Серьезные уступки государь был вынужден сделать Новгороду. Он опасался отменять «древние права», дарованные Шемякой – как бы своевольная республика не передалась к литовцам, да и «друг» Борис Тверской мог половить рыбку в мутной воде Волхова. Темный предпочел сохранить эти права, отказаться от дани и довольствоваться лишь пошлинами, которые полагались князю или наместнику. Со стороны суздальско-нижегородских Кирдяпичей серьезной угрозы не просматривалось, но и им был предложен компромисс: наследственные земли остаются под их управлением, однако их самостоятельность ликвидируется. Князья должны были сдать ханские ярлыки на удел и никогда не добиваться новых. Служить государю, по сути – стать пожизненными наместниками в своих городах. Перед лицом объединившейся Руси Кирдяпичи и их родственники не спорили. Только один из князей, Василий Гребенка Шуйский, отверг подобные условия и служить Москве отказался, уехал в Новгород.
38. Как магнаты тасовали королей
Смерть Тамерлана похоронила его мечты о возрождении величия исламского мира. Халил-Султану, занявшему престол грозного деда, это оказалось совершенно не нужно. Он был буквально без ума от своей любимой жены Шади-имульк. Спешил исполнить каждое желание, опустошал казну ради ее прихотей, осыпал сказочными подарками и сам почти не покидал ее. Но государь, безвылазно торчащий в гареме, не устраивал воинов, и эмиры низложили властителя. Узнав об этом, на Самарканд выступил его дядя Шахрух, правивший в Северном Иране. Джагатайская армия без боя подчинилась ему. А Халил-Султана заставили «добровольно» уступить Шахруху власть.

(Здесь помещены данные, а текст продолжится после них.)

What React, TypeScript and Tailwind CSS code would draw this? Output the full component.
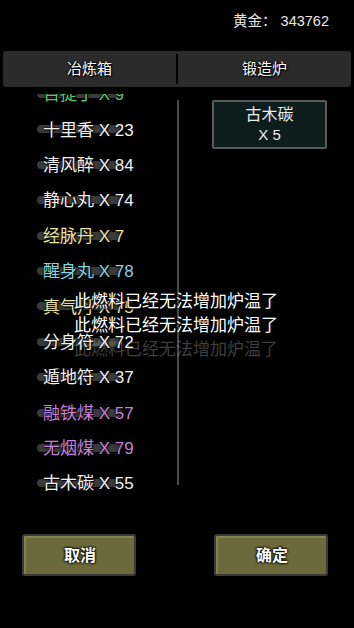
import React from 'react';

type Item = { name: string; count: number; color: string };

const items: Item[] = [
  { name: '百提丁', count: 9, color: 'text-[#5fc46e]' },
  { name: '十里香', count: 23, color: 'text-[#f2f2f2]' },
  { name: '清风醉', count: 84, color: 'text-[#f2f2f2]' },
  { name: '静心丸', count: 74, color: 'text-[#f2f2f2]' },
  { name: '经脉丹', count: 7, color: 'text-[#e9e6a2]' },
  { name: '醒身丸', count: 78, color: 'text-[#88d3e4]' },
  { name: '真气丹', count: 75, color: 'text-[#e9e6a2]' },
  { name: '分身符', count: 72, color: 'text-[#f2f2f2]' },
  { name: '遁地符', count: 37, color: 'text-[#f2f2f2]' },
  { name: '融铁煤', count: 57, color: 'text-[#c980d8]' },
  { name: '无烟煤', count: 79, color: 'text-[#c980d8]' },
  { name: '古木碳', count: 55, color: 'text-[#f2f2f2]' },
];

const outline = '[text-shadow:0_0_2px_#000,0_0_2px_#000,1px_1px_1px_#000]';

const GameButton = ({ label }: { label: string }) => (
  <button className="w-[114px] h-[42px] rounded-[3px] bg-[#3a3a3a] p-[2px]">
    <div className="relative h-full w-full rounded-[1px] bg-[#6c693a] border-t-2 border-l-2 border-[#85814e] flex items-center justify-center">
      <span className="text-[16px] font-bold text-white [text-shadow:0_0_2px_#000,0_0_2px_#000,0_0_3px_#000]">{label}</span>
    </div>
  </button>
);

export default function App() {
  return (
    <div
      className="relative w-[354px] h-[628px] bg-black overflow-hidden"
      style={{ fontFamily: '"Liberation Sans", "Noto Sans CJK SC", sans-serif' }}
    >
      {/* gold */}
      <div className="h-[51px] flex justify-end pr-[25px] pt-[11px]">
        <span className="text-[14.5px] leading-[20px] text-[#e8e8e8]">黄金：&nbsp;343762</span>
      </div>

      {/* tabs */}
      <div className="mx-[3px] h-[36px] rounded-[3px] bg-[#2b2b2b] flex items-center">
        <div className={`flex-1 text-center text-[15px] text-white ${outline}`}>冶炼箱</div>
        <div className="w-[2px] h-[30px] bg-black" />
        <div className={`flex-1 text-center text-[15px] text-white ${outline}`}>锻造炉</div>
      </div>

      {/* main */}
      <div className="h-[447px] flex">
        <div className="w-[177px] h-[413px] mt-[7px] overflow-hidden">
          <div className="mt-[-17px]">
            {items.map((it, i) => (
              <div key={i} className="relative h-[35.4px] flex items-center pl-[43px]">
                <div className="absolute left-[37px] w-[85px] h-[8px] top-[13px] rounded-full bg-[#3a3a3a]" />
                <span className={`relative text-[17px] leading-none whitespace-nowrap ${it.color} ${outline}`}>
                  {it.name} X {it.count}
                </span>
              </div>
            ))}
          </div>
        </div>
        <div className="w-[2px] h-[385px] mt-[13px] bg-[#4a4a4a]" />
        <div className="pl-[33px] pt-[13px]">
          <div className="w-[115px] h-[49px] border-2 border-[#5a5a5a] rounded-[2px] bg-[#0d1d1c] flex flex-col items-center justify-center">
            <span className="text-[16px] leading-[20px] text-[#ececec]">古木碳</span>
            <span className="text-[15px] leading-[19px] text-[#ececec]">X 5</span>
          </div>
        </div>
      </div>

      {/* buttons */}
      <div className="flex justify-between pl-[22px] pr-[26px]">
        <GameButton label="取消" />
        <GameButton label="确定" />
      </div>

      {/* toasts */}
      <div className="absolute left-[74px] top-[290px] flex flex-col">
        <span className={`text-[17px] leading-[24px] text-white ${outline}`}>此燃料已经无法增加炉温了</span>
        <span className={`text-[17px] leading-[24px] text-white ${outline}`}>此燃料已经无法增加炉温了</span>
        <span className="text-[17px] leading-[24px] text-white/25">此燃料已经无法增加炉温了</span>
      </div>
    </div>
  );
}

За понятливость его оставили в живых, дали маленький удельчик, где он мог сколько угодно наслаждаться своей Шади-и-мульк, но уже без лишнего расточительства. Хотя наслаждаться ему довелось недолго, через пару лет незадачливый преемник Тамерлана умер. А Шади-и-мульк ответила на его безумную любовь безумной взаимностью – на похоронах она закололась кинжалом. Опираясь на испытанное войско Тимура, Шахрух привел к повиновению многочисленных родственников, вознамерившихся жить самостоятельно.